American comedian and actor (1954-1996)

Charles Barnett (September 23, 1954 – March 16, 1996) was an American comedian and actor. He is best known for his role as Nugart Neville "Noogie" Lamont on the NBC television series Miami Vice. Barnett was a mentor and major influence on comedians Dave Chappelle and Jeff Ross.

==Life and career==
Barnett was born in Bluefield, West Virginia. He first made a name for himself in the late 1970s and early 1980s, performing several shows of raunchy comedy a day at outdoor parks in New York City, most notably in Washington Square Park. In September 1980, Barnett auditioned for Saturday Night Live. Producer Jean Doumanian was ready to hire him; however, Barnett was self-conscious about his poor reading skills, and he skipped a follow-up reading. His spot in the cast was ultimately given to Eddie Murphy. Barnett was reportedly envious and resentful of Murphy for several years, although in 1983 he told Jet Magazine: "Now that I'm making it, I watch Saturday Night Live every Saturday."
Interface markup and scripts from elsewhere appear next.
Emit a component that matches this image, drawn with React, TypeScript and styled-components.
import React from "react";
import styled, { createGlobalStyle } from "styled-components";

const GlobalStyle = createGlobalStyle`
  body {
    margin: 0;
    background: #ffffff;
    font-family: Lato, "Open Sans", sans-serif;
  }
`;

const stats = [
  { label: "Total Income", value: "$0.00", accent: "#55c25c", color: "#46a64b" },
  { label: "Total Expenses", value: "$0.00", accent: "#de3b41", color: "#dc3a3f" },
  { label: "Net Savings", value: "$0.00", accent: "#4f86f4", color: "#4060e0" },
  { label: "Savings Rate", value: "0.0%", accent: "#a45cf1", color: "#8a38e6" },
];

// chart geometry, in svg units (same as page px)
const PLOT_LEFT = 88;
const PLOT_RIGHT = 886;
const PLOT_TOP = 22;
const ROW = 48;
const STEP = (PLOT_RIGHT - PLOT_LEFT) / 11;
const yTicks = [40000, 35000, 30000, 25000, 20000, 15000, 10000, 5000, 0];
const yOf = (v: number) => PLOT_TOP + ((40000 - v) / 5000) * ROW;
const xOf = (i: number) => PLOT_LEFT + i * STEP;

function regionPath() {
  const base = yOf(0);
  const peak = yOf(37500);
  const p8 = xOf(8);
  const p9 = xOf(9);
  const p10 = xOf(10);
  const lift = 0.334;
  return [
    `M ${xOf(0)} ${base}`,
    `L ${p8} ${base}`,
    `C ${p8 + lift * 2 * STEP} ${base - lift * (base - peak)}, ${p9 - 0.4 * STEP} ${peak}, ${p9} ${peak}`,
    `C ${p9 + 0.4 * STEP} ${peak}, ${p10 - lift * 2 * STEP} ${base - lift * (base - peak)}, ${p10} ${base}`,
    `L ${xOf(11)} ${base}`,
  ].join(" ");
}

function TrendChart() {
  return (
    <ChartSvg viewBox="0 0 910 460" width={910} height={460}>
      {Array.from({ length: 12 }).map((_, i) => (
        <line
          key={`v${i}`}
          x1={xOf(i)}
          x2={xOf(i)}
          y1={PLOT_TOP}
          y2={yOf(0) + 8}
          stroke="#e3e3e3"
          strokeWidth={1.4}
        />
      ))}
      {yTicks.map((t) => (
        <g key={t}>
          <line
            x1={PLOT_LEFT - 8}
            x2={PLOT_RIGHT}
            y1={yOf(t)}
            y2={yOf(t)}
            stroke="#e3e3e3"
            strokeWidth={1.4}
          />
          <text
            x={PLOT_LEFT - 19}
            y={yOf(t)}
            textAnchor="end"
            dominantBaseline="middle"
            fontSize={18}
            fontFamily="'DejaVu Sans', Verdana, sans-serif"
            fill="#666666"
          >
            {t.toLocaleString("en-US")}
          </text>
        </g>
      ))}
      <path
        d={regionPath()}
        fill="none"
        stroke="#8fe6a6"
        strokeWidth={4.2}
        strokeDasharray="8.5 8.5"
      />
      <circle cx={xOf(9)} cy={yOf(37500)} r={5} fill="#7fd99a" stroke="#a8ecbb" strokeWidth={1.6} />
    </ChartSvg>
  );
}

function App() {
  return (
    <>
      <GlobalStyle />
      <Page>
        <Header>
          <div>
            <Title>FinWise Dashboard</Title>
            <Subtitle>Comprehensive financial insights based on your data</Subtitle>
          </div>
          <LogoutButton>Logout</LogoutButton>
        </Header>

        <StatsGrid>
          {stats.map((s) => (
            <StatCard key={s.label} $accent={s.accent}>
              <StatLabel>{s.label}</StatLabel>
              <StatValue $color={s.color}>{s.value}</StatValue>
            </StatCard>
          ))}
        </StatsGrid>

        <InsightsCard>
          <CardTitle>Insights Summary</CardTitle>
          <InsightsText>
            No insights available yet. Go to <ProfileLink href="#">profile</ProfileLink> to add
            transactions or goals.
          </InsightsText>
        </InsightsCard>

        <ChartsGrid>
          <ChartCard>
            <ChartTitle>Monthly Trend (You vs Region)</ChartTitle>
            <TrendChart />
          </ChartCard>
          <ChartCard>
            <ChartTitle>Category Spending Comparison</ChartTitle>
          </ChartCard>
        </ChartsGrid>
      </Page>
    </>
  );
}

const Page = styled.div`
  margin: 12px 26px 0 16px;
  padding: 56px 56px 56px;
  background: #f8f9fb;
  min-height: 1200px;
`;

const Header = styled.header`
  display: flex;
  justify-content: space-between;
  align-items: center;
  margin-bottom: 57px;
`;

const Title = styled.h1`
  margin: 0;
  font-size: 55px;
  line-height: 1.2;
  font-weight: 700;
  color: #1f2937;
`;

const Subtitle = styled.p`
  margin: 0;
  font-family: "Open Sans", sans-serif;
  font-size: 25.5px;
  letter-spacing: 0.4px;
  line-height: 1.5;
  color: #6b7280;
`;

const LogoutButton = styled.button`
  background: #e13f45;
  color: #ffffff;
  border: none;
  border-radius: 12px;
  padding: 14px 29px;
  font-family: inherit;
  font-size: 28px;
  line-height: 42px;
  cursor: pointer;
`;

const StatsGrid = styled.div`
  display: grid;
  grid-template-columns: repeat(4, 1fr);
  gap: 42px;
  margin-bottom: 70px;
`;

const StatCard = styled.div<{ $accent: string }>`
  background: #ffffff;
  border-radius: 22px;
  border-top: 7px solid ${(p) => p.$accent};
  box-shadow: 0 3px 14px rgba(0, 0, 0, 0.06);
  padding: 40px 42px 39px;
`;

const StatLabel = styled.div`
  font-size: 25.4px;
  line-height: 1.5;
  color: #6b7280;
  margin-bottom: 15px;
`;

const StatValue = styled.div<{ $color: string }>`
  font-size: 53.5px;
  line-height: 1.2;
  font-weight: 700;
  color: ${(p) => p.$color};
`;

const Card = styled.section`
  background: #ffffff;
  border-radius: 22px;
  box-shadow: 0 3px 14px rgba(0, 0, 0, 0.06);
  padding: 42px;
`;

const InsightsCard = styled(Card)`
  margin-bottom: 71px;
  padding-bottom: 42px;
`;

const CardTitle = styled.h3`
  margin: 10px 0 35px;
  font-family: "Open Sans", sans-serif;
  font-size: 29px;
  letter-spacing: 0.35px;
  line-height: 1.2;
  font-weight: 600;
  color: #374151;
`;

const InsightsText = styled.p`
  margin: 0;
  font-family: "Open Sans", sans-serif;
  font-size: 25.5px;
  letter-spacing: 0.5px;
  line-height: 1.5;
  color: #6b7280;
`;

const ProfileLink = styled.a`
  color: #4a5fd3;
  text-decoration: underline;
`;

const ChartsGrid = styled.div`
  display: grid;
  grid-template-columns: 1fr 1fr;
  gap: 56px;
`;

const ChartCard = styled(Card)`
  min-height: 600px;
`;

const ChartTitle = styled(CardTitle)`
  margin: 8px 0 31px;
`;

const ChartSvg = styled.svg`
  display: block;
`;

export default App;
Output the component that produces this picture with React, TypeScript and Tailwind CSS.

From 1984 to 1987, Barnett had a recurring role as Nugart Neville "Noogie" Lamont on Miami Vice, an informant for the shows two main characters, James "Sonny" Crockett and Ricardo Tubbs. During his time on the show, Barnett did not get along with lead actor Don Johnson. Johnson felt Barnett was stealing scenes and a rumored drug-fueled incident on set led to Barnett being kicked off and banned from the show by Johnson. Barnett stated about Johnson, "Don’t like him. Don Johnson? He doesn’t like me either. I had a fistfight with him, right on the set, first few days. 'Cause I stole the episode. It was called 'Cool Runnin'. I stole it. They were talking about how this black guy's great, and the man just started fuckin' with me, saying 'You been on this show for a week and you think it’s yours.' And so I said, 'Fuck you,' and we got into it."

Barnett was also a mentor of comedian Dave Chappelle. At the age of fourteen, Chappelle was booed off the stage at the Apollo Theater. Barnett took Chappelle and showcased him in front of the crowds at Washington Square Park, where Barnett had made a name for himself. Chappelle was a close friend of Barnett, as was Jeff Ross, who was heavily influenced by Barnett's crowd work in the park.

Barnett contracted HIV as a result of heroin abuse and died from AIDS on March 16, 1996.

==Select filmography==
- They Bite (1996)
- Mondo New York (1988)
- Nobody's Fool (1986)
- Beer (1985)
- My Man Adam (1985)
- T.J. Hooker (1985)
- Miami Vice (1984–1987)
- D.C. Cab (1983)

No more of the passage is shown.